───── Data ─────

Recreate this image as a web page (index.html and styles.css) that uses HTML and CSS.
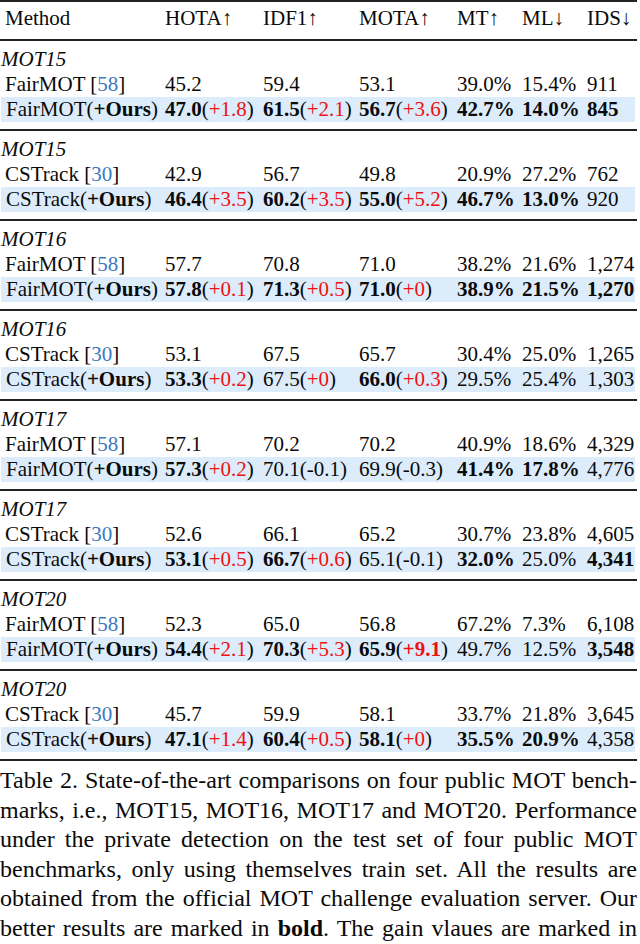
FILE: index.html
```html
<!DOCTYPE html>
<html>
<head>
<meta charset="utf-8">
<link rel="stylesheet" href="styles.css">
</head>
<body>
<div class="table">
  <div class="row head">
    <div class="c">Method</div><div class="c">HOTA↑</div><div class="c">IDF1↑</div><div class="c">MOTA↑</div><div class="c">MT↑</div><div class="c">ML↓</div><div class="c">IDS↓</div>
  </div>

  <div class="group">
    <div class="glabel">MOT15</div>
    <div class="row"><div class="c">FairMOT [<span class="ref">58</span>]</div><div class="c">45.2</div><div class="c">59.4</div><div class="c">53.1</div><div class="c">39.0%</div><div class="c">15.4%</div><div class="c">911</div></div>
    <div class="row hl"><div class="c">FairMOT(<b>+Ours</b>)</div><div class="c"><b>47.0</b>(<span class="g">+1.8</span>)</div><div class="c"><b>61.5</b>(<span class="g">+2.1</span>)</div><div class="c"><b>56.7</b>(<span class="g">+3.6</span>)</div><div class="c"><b>42.7%</b></div><div class="c"><b>14.0%</b></div><div class="c"><b>845</b></div></div>
  </div>

  <div class="group">
    <div class="glabel">MOT15</div>
    <div class="row"><div class="c">CSTrack [<span class="ref">30</span>]</div><div class="c">42.9</div><div class="c">56.7</div><div class="c">49.8</div><div class="c">20.9%</div><div class="c">27.2%</div><div class="c">762</div></div>
    <div class="row hl"><div class="c">CSTrack(<b>+Ours</b>)</div><div class="c"><b>46.4</b>(<span class="g">+3.5</span>)</div><div class="c"><b>60.2</b>(<span class="g">+3.5</span>)</div><div class="c"><b>55.0</b>(<span class="g">+5.2</span>)</div><div class="c"><b>46.7%</b></div><div class="c"><b>13.0%</b></div><div class="c">920</div></div>
  </div>

  <div class="group">
    <div class="glabel">MOT16</div>
    <div class="row"><div class="c">FairMOT [<span class="ref">58</span>]</div><div class="c">57.7</div><div class="c">70.8</div><div class="c">71.0</div><div class="c">38.2%</div><div class="c">21.6%</div><div class="c">1,274</div></div>
    <div class="row hl"><div class="c">FairMOT(<b>+Ours</b>)</div><div class="c"><b>57.8</b>(<span class="g">+0.1</span>)</div><div class="c"><b>71.3</b>(<span class="g">+0.5</span>)</div><div class="c"><b>71.0</b>(<span class="g">+0</span>)</div><div class="c"><b>38.9%</b></div><div class="c"><b>21.5%</b></div><div class="c"><b>1,270</b></div></div>
  </div>

  <div class="group">
    <div class="glabel">MOT16</div>
    <div class="row"><div class="c">CSTrack [<span class="ref">30</span>]</div><div class="c">53.1</div><div class="c">67.5</div><div class="c">65.7</div><div class="c">30.4%</div><div class="c">25.0%</div><div class="c">1,265</div></div>
    <div class="row hl"><div class="c">CSTrack(<b>+Ours</b>)</div><div class="c"><b>53.3</b>(<span class="g">+0.2</span>)</div><div class="c">67.5(<span class="g">+0</span>)</div><div class="c"><b>66.0</b>(<span class="g">+0.3</span>)</div><div class="c">29.5%</div><div class="c">25.4%</div><div class="c">1,303</div></div>
  </div>

  <div class="group">
    <div class="glabel">MOT17</div>
    <div class="row"><div class="c">FairMOT [<span class="ref">58</span>]</div><div class="c">57.1</div><div class="c">70.2</div><div class="c">70.2</div><div class="c">40.9%</div><div class="c">18.6%</div><div class="c">4,329</div></div>
    <div class="row hl"><div class="c">FairMOT(<b>+Ours</b>)</div><div class="c"><b>57.3</b>(<span class="g">+0.2</span>)</div><div class="c">70.1(-0.1)</div><div class="c">69.9(-0.3)</div><div class="c"><b>41.4%</b></div><div class="c"><b>17.8%</b></div><div class="c">4,776</div></div>
  </div>

  <div class="group">
    <div class="glabel">MOT17</div>
    <div class="row"><div class="c">CSTrack [<span class="ref">30</span>]</div><div class="c">52.6</div><div class="c">66.1</div><div class="c">65.2</div><div class="c">30.7%</div><div class="c">23.8%</div><div class="c">4,605</div></div>
    <div class="row hl"><div class="c">CSTrack(<b>+Ours</b>)</div><div class="c"><b>53.1</b>(<span class="g">+0.5</span>)</div><div class="c"><b>66.7</b>(<span class="g">+0.6</span>)</div><div class="c">65.1(-0.1)</div><div class="c"><b>32.0%</b></div><div class="c">25.0%</div><div class="c"><b>4,341</b></div></div>
  </div>

  <div class="group">
    <div class="glabel">MOT20</div>
    <div class="row"><div class="c">FairMOT [<span class="ref">58</span>]</div><div class="c">52.3</div><div class="c">65.0</div><div class="c">56.8</div><div class="c">67.2%</div><div class="c">7.3%</div><div class="c">6,108</div></div>
    <div class="row hl"><div class="c">FairMOT(<b>+Ours</b>)</div><div class="c"><b>54.4</b>(<span class="g">+2.1</span>)</div><div class="c"><b>70.3</b>(<span class="g">+5.3</span>)</div><div class="c"><b>65.9</b>(<b class="g">+9.1</b>)</div><div class="c">49.7%</div><div class="c">12.5%</div><div class="c"><b>3,548</b></div></div>
  </div>

  <div class="group">
    <div class="glabel">MOT20</div>
    <div class="row"><div class="c">CSTrack [<span class="ref">30</span>]</div><div class="c">45.7</div><div class="c">59.9</div><div class="c">58.1</div><div class="c">33.7%</div><div class="c">21.8%</div><div class="c">3,645</div></div>
    <div class="row hl"><div class="c">CSTrack(<b>+Ours</b>)</div><div class="c"><b>47.1</b>(<span class="g">+1.4</span>)</div><div class="c"><b>60.4</b>(<span class="g">+0.5</span>)</div><div class="c"><b>58.1</b>(<span class="g">+0</span>)</div><div class="c"><b>35.5%</b></div><div class="c"><b>20.9%</b></div><div class="c">4,358</div></div>
  </div>
</div>

<div class="caption">
  <div class="line">Table 2. State-of-the-art comparisons on four public MOT bench-</div>
  <div class="line">marks, i.e., MOT15, MOT16, MOT17 and MOT20. Performance</div>
  <div class="line">under the private detection on the test set of four public MOT</div>
  <div class="line">benchmarks, only using themselves train set. All the results are</div>
  <div class="line">obtained from the official MOT challenge evaluation server. Our</div>
  <div class="line">better results are marked in <b>bold</b>. The gain vlaues are marked in</div>
</div>
</body>
</html>
```

FILE: styles.css
```css
html, body {
  margin: 0;
  padding: 0;
  background: #ffffff;
}
body {
  width: 640px;
  font-family: "Liberation Serif", "Times New Roman", serif;
  font-size: 21px;
  color: #0a0a0a;
}
.table {
  width: 637px;
  border-top: 2px solid #222222;
}
.row {
  display: grid;
  grid-template-columns: 160px 98px 96px 98px 65px 65px 1fr;
  height: 25px;
  line-height: 25px;
  white-space: nowrap;
}
.c {
  padding-left: 5px;
}
.head {
  padding: 4px 0 8px;
  border-bottom: 2px solid #222222;
}
.group {
  padding: 6px 0 7px;
  border-bottom: 2px solid #222222;
}
.glabel {
  height: 25px;
  line-height: 25px;
  font-style: italic;
  padding-left: 1px;
}
.hl {
  background: #ddecfb;
  margin: 0 2px 0 1px;
  grid-template-columns: 159px 98px 96px 98px 65px 65px 1fr;
}
.ref {
  color: #3a7bc0;
}
.g {
  color: #ee1111;
}
b {
  font-weight: bold;
}
.caption {
  width: 637px;
  padding-top: 5px;
  font-size: 24px;
  line-height: 29.5px;
}
.line {
  text-align: justify;
  text-align-last: justify;
  white-space: nowrap;
}
```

─────

• _What this task involves_: Transcribe the preceding listing in its entirety and with exact wording, leaving out pictures.

• _Solution for this exercise_:
Recreate this image as a web page (index.html and styles.css) that uses HTML and CSS.
FILE: index.html
```html
<!DOCTYPE html>
<html>
<head>
<meta charset="utf-8">
<link rel="stylesheet" href="styles.css">
</head>
<body>
<div class="table">
  <div class="row head">
    <div class="c">Method</div><div class="c">HOTA↑</div><div class="c">IDF1↑</div><div class="c">MOTA↑</div><div class="c">MT↑</div><div class="c">ML↓</div><div class="c">IDS↓</div>
  </div>

  <div class="group">
    <div class="glabel">MOT15</div>
    <div class="row"><div class="c">FairMOT [<span class="ref">58</span>]</div><div class="c">45.2</div><div class="c">59.4</div><div class="c">53.1</div><div class="c">39.0%</div><div class="c">15.4%</div><div class="c">911</div></div>
    <div class="row hl"><div class="c">FairMOT(<b>+Ours</b>)</div><div class="c"><b>47.0</b>(<span class="g">+1.8</span>)</div><div class="c"><b>61.5</b>(<span class="g">+2.1</span>)</div><div class="c"><b>56.7</b>(<span class="g">+3.6</span>)</div><div class="c"><b>42.7%</b></div><div class="c"><b>14.0%</b></div><div class="c"><b>845</b></div></div>
  </div>

  <div class="group">
    <div class="glabel">MOT15</div>
    <div class="row"><div class="c">CSTrack [<span class="ref">30</span>]</div><div class="c">42.9</div><div class="c">56.7</div><div class="c">49.8</div><div class="c">20.9%</div><div class="c">27.2%</div><div class="c">762</div></div>
    <div class="row hl"><div class="c">CSTrack(<b>+Ours</b>)</div><div class="c"><b>46.4</b>(<span class="g">+3.5</span>)</div><div class="c"><b>60.2</b>(<span class="g">+3.5</span>)</div><div class="c"><b>55.0</b>(<span class="g">+5.2</span>)</div><div class="c"><b>46.7%</b></div><div class="c"><b>13.0%</b></div><div class="c">920</div></div>
  </div>

  <div class="group">
    <div class="glabel">MOT16</div>
    <div class="row"><div class="c">FairMOT [<span class="ref">58</span>]</div><div class="c">57.7</div><div class="c">70.8</div><div class="c">71.0</div><div class="c">38.2%</div><div class="c">21.6%</div><div class="c">1,274</div></div>
    <div class="row hl"><div class="c">FairMOT(<b>+Ours</b>)</div><div class="c"><b>57.8</b>(<span class="g">+0.1</span>)</div><div class="c"><b>71.3</b>(<span class="g">+0.5</span>)</div><div class="c"><b>71.0</b>(<span class="g">+0</span>)</div><div class="c"><b>38.9%</b></div><div class="c"><b>21.5%</b></div><div class="c"><b>1,270</b></div></div>
  </div>

  <div class="group">
    <div class="glabel">MOT16</div>
    <div class="row"><div class="c">CSTrack [<span class="ref">30</span>]</div><div class="c">53.1</div><div class="c">67.5</div><div class="c">65.7</div><div class="c">30.4%</div><div class="c">25.0%</div><div class="c">1,265</div></div>
    <div class="row hl"><div class="c">CSTrack(<b>+Ours</b>)</div><div class="c"><b>53.3</b>(<span class="g">+0.2</span>)</div><div class="c">67.5(<span class="g">+0</span>)</div><div class="c"><b>66.0</b>(<span class="g">+0.3</span>)</div><div class="c">29.5%</div><div class="c">25.4%</div><div class="c">1,303</div></div>
  </div>

  <div class="group">
    <div class="glabel">MOT17</div>
    <div class="row"><div class="c">FairMOT [<span class="ref">58</span>]</div><div class="c">57.1</div><div class="c">70.2</div><div class="c">70.2</div><div class="c">40.9%</div><div class="c">18.6%</div><div class="c">4,329</div></div>
    <div class="row hl"><div class="c">FairMOT(<b>+Ours</b>)</div><div class="c"><b>57.3</b>(<span class="g">+0.2</span>)</div><div class="c">70.1(-0.1)</div><div class="c">69.9(-0.3)</div><div class="c"><b>41.4%</b></div><div class="c"><b>17.8%</b></div><div class="c">4,776</div></div>
  </div>

  <div class="group">
    <div class="glabel">MOT17</div>
    <div class="row"><div class="c">CSTrack [<span class="ref">30</span>]</div><div class="c">52.6</div><div class="c">66.1</div><div class="c">65.2</div><div class="c">30.7%</div><div class="c">23.8%</div><div class="c">4,605</div></div>
    <div class="row hl"><div class="c">CSTrack(<b>+Ours</b>)</div><div class="c"><b>53.1</b>(<span class="g">+0.5</span>)</div><div class="c"><b>66.7</b>(<span class="g">+0.6</span>)</div><div class="c">65.1(-0.1)</div><div class="c"><b>32.0%</b></div><div class="c">25.0%</div><div class="c"><b>4,341</b></div></div>
  </div>

  <div class="group">
    <div class="glabel">MOT20</div>
    <div class="row"><div class="c">FairMOT [<span class="ref">58</span>]</div><div class="c">52.3</div><div class="c">65.0</div><div class="c">56.8</div><div class="c">67.2%</div><div class="c">7.3%</div><div class="c">6,108</div></div>
    <div class="row hl"><div class="c">FairMOT(<b>+Ours</b>)</div><div class="c"><b>54.4</b>(<span class="g">+2.1</span>)</div><div class="c"><b>70.3</b>(<span class="g">+5.3</span>)</div><div class="c"><b>65.9</b>(<b class="g">+9.1</b>)</div><div class="c">49.7%</div><div class="c">12.5%</div><div class="c"><b>3,548</b></div></div>
  </div>

  <div class="group">
    <div class="glabel">MOT20</div>
    <div class="row"><div class="c">CSTrack [<span class="ref">30</span>]</div><div class="c">45.7</div><div class="c">59.9</div><div class="c">58.1</div><div class="c">33.7%</div><div class="c">21.8%</div><div class="c">3,645</div></div>
    <div class="row hl"><div class="c">CSTrack(<b>+Ours</b>)</div><div class="c"><b>47.1</b>(<span class="g">+1.4</span>)</div><div class="c"><b>60.4</b>(<span class="g">+0.5</span>)</div><div class="c"><b>58.1</b>(<span class="g">+0</span>)</div><div class="c"><b>35.5%</b></div><div class="c"><b>20.9%</b></div><div class="c">4,358</div></div>
  </div>
</div>

<div class="caption">
  <div class="line">Table 2. State-of-the-art comparisons on four public MOT bench-</div>
  <div class="line">marks, i.e., MOT15, MOT16, MOT17 and MOT20. Performance</div>
  <div class="line">under the private detection on the test set of four public MOT</div>
  <div class="line">benchmarks, only using themselves train set. All the results are</div>
  <div class="line">obtained from the official MOT challenge evaluation server. Our</div>
  <div class="line">better results are marked in <b>bold</b>. The gain vlaues are marked in</div>
</div>
</body>
</html>
```

FILE: styles.css
```css
html, body {
  margin: 0;
  padding: 0;
  background: #ffffff;
}
body {
  width: 640px;
  font-family: "Liberation Serif", "Times New Roman", serif;
  font-size: 21px;
  color: #0a0a0a;
}
.table {
  width: 637px;
  border-top: 2px solid #222222;
}
.row {
  display: grid;
  grid-template-columns: 160px 98px 96px 98px 65px 65px 1fr;
  height: 25px;
  line-height: 25px;
  white-space: nowrap;
}
.c {
  padding-left: 5px;
}
.head {
  padding: 4px 0 8px;
  border-bottom: 2px solid #222222;
}
.group {
  padding: 6px 0 7px;
  border-bottom: 2px solid #222222;
}
.glabel {
  height: 25px;
  line-height: 25px;
  font-style: italic;
  padding-left: 1px;
}
.hl {
  background: #ddecfb;
  margin: 0 2px 0 1px;
  grid-template-columns: 159px 98px 96px 98px 65px 65px 1fr;
}
.ref {
  color: #3a7bc0;
}
.g {
  color: #ee1111;
}
b {
  font-weight: bold;
}
.caption {
  width: 637px;
  padding-top: 5px;
  font-size: 24px;
  line-height: 29.5px;
}
.line {
  text-align: justify;
  text-align-last: justify;
  white-space: nowrap;
}
```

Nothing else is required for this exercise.